Task: In the entries below, find the line with "Recreate this image" and the line with "const rowSteps: Step[]", then retype both and everything between them exactly. Do not copy the pictures.

Data lines:
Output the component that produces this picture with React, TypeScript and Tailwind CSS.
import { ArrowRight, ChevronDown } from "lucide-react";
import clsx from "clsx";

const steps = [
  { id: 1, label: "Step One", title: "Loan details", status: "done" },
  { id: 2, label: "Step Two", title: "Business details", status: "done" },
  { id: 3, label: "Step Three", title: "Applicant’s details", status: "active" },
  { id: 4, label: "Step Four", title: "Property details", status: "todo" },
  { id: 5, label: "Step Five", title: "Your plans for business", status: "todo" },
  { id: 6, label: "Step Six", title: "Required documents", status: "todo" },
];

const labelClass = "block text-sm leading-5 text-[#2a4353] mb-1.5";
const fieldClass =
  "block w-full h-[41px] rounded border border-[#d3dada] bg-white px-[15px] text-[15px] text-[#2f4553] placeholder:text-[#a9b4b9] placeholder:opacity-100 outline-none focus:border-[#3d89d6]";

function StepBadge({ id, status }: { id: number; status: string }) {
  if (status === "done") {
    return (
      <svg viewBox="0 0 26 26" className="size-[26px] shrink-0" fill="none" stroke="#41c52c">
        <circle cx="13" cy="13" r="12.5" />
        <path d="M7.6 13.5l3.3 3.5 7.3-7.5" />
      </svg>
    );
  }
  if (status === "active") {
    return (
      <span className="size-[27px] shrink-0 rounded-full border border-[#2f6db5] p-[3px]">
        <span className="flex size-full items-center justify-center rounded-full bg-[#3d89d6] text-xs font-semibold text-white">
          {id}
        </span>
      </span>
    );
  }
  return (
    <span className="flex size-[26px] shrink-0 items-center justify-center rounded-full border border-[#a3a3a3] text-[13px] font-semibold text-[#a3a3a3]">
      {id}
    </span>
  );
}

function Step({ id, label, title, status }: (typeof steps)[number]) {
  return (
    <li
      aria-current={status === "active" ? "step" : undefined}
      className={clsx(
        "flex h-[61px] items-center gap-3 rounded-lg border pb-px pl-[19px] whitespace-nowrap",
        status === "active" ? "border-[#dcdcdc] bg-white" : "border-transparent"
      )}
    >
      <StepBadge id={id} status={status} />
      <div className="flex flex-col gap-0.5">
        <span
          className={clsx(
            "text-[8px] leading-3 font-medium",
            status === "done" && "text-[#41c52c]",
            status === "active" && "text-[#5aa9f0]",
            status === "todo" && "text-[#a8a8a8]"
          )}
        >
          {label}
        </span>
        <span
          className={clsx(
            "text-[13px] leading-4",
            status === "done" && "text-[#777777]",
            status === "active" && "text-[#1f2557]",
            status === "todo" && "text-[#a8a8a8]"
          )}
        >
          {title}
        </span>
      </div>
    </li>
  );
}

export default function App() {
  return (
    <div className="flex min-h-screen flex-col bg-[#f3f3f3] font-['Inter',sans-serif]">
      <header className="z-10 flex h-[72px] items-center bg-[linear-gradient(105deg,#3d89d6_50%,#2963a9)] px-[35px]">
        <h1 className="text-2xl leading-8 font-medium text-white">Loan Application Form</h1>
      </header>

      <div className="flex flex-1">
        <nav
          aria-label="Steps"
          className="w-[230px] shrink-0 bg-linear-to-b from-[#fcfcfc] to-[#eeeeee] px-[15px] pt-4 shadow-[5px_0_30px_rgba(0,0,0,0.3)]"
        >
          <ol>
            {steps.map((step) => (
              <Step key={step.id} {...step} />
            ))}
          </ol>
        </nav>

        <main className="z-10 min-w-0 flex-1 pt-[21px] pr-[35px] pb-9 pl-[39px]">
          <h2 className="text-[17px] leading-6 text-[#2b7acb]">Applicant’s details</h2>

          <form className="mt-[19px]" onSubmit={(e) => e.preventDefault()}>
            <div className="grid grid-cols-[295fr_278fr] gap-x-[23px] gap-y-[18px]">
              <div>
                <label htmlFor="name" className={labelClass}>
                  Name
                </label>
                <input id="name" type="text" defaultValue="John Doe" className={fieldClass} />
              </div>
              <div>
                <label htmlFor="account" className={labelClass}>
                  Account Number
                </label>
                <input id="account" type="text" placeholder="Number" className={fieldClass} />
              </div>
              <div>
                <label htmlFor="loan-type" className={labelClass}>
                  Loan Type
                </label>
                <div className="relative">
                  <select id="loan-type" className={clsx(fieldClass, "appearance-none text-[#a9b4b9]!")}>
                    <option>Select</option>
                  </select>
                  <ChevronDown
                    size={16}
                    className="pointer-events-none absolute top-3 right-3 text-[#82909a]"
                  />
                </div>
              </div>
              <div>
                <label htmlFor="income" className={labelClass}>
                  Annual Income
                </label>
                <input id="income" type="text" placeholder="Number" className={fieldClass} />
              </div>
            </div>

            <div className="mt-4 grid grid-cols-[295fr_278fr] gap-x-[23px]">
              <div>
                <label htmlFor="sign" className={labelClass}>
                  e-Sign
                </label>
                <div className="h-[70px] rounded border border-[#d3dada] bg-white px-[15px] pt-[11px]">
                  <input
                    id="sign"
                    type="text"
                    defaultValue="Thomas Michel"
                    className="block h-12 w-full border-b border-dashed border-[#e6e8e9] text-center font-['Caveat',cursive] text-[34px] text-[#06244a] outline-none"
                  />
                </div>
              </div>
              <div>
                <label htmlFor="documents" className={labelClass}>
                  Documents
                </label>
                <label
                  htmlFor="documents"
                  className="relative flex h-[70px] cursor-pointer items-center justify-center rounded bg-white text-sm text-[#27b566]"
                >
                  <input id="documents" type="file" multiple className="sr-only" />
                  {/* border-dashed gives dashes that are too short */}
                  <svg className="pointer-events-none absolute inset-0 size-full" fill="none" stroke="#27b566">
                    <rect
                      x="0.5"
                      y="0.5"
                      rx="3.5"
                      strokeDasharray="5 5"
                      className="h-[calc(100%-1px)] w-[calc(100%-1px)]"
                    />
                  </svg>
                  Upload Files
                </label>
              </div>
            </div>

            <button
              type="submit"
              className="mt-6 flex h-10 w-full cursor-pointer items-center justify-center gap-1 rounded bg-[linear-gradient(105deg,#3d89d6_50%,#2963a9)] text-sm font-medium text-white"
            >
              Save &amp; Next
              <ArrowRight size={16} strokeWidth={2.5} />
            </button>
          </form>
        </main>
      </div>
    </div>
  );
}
---
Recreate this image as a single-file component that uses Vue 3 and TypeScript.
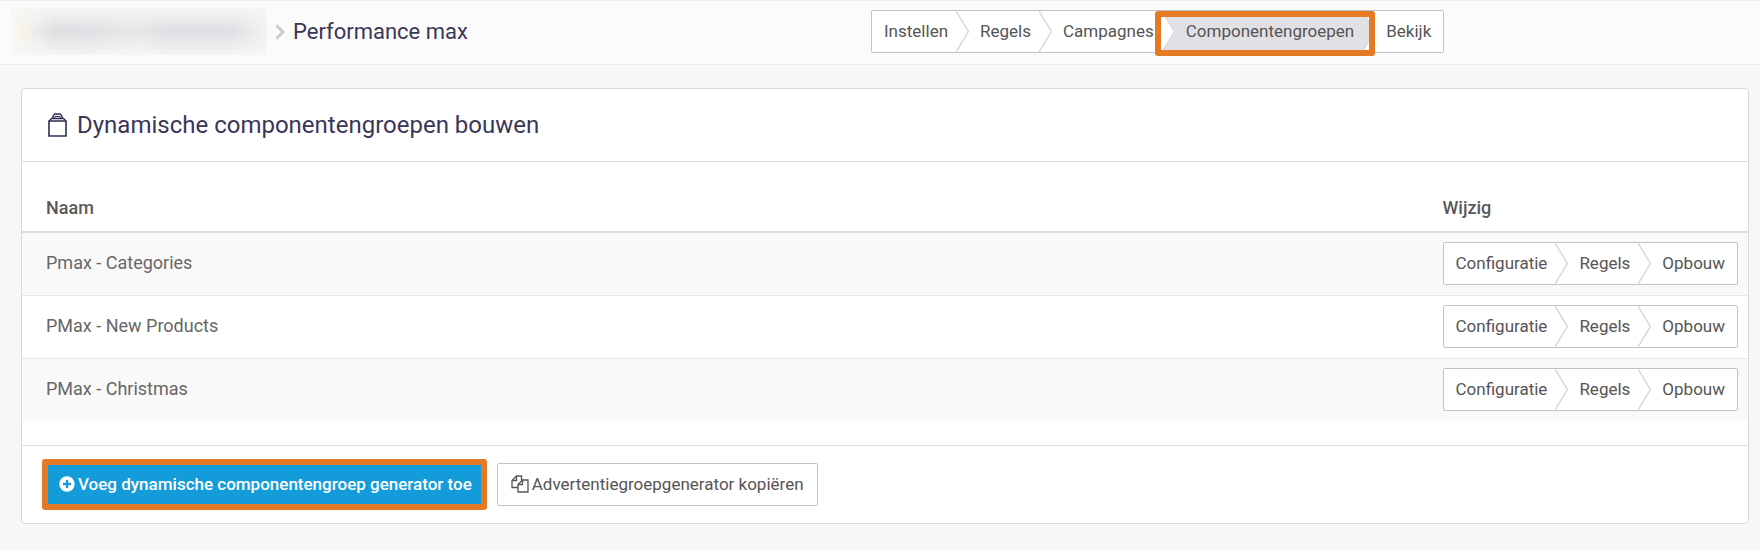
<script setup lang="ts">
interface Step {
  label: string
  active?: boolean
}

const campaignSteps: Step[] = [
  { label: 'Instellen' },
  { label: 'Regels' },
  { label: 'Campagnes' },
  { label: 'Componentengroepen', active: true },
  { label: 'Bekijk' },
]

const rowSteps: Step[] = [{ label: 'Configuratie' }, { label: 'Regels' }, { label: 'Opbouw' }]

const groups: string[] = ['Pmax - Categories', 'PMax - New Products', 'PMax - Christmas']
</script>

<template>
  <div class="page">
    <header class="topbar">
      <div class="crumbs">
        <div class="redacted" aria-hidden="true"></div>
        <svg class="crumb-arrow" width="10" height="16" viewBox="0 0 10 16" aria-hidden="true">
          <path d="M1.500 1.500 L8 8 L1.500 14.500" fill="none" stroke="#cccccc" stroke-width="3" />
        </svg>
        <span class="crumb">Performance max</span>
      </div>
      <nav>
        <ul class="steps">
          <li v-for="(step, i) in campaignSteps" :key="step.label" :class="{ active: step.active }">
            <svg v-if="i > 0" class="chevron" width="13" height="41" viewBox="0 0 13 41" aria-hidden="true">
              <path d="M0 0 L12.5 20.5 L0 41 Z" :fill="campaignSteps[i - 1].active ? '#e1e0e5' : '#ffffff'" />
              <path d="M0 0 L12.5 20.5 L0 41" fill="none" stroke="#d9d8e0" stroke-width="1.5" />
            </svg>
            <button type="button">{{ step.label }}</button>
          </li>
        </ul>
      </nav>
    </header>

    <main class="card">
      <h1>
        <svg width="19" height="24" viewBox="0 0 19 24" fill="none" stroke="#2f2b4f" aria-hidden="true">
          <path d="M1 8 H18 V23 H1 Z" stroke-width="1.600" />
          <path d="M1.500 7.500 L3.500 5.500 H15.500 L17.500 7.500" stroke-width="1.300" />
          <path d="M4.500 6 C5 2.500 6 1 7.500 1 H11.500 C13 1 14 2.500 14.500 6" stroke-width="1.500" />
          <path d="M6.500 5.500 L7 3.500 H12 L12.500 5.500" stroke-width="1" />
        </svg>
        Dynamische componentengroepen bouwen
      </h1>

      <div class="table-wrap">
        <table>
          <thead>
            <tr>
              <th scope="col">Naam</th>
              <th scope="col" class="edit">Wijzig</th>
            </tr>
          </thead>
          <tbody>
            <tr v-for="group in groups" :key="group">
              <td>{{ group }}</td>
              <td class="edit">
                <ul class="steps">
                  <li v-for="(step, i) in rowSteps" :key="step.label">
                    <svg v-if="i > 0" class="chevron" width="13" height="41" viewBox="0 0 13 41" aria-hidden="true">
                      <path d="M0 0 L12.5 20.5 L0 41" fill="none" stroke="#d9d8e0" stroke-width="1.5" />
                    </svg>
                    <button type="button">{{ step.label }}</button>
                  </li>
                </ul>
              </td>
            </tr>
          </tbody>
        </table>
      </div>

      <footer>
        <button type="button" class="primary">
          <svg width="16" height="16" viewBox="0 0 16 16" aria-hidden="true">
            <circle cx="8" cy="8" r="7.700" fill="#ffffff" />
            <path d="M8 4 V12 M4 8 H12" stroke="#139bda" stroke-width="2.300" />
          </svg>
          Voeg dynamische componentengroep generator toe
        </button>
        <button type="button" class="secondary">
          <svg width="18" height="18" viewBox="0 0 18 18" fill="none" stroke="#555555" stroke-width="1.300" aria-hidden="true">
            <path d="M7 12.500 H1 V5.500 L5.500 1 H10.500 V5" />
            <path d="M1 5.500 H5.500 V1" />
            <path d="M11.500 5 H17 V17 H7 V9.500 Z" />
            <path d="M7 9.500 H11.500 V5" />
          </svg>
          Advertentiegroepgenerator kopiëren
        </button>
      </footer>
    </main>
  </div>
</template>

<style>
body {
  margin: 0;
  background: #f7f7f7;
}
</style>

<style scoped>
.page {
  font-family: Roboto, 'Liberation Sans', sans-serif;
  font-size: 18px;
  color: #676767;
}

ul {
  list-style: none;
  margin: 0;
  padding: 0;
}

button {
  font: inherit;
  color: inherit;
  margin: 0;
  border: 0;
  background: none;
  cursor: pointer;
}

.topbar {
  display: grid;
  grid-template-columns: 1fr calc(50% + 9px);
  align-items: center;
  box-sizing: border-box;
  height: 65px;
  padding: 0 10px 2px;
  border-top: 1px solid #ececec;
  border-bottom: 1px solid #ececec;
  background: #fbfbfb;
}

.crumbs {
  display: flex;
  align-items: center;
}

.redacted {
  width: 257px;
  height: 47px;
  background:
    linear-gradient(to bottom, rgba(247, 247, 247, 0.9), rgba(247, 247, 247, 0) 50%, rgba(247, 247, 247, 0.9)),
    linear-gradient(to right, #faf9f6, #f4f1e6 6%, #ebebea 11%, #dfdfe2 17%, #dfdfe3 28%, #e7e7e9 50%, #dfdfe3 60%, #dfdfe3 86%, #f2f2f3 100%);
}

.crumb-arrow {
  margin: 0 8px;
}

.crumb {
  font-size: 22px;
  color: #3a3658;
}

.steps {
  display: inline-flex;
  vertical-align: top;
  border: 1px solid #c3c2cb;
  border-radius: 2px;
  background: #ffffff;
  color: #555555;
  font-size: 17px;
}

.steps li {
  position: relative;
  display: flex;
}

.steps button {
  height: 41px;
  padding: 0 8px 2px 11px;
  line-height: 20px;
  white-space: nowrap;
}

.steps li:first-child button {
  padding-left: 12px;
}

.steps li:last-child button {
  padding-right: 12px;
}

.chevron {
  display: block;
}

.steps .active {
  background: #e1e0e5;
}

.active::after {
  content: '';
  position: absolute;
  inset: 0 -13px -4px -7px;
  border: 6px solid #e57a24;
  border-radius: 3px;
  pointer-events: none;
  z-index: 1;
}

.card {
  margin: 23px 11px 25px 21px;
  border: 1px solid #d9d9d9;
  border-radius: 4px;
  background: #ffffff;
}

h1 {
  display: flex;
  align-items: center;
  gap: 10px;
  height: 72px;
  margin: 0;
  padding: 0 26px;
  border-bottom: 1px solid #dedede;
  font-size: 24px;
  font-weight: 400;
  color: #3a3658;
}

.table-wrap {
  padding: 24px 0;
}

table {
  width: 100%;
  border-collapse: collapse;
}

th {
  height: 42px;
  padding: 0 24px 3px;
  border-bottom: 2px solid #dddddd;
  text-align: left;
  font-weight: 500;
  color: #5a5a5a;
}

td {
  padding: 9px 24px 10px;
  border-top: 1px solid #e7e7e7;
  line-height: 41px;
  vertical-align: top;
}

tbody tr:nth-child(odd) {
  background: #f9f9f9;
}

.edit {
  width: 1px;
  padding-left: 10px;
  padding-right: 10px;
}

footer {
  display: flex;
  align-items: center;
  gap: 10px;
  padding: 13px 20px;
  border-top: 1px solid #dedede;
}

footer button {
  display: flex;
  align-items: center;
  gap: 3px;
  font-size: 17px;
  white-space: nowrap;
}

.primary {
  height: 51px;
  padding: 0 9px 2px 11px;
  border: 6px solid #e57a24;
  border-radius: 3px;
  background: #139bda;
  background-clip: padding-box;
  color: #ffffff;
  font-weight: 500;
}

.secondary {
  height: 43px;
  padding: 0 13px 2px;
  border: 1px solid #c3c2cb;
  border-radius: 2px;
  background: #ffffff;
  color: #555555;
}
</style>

Exercise answer:
Recreate this image as a single-file component that uses Vue 3 and TypeScript.
<script setup lang="ts">
interface Step {
  label: string
  active?: boolean
}

const campaignSteps: Step[] = [
  { label: 'Instellen' },
  { label: 'Regels' },
  { label: 'Campagnes' },
  { label: 'Componentengroepen', active: true },
  { label: 'Bekijk' },
]

const rowSteps: Step[] = [{ label: 'Configuratie' }, { label: 'Regels' }, { label: 'Opbouw' }]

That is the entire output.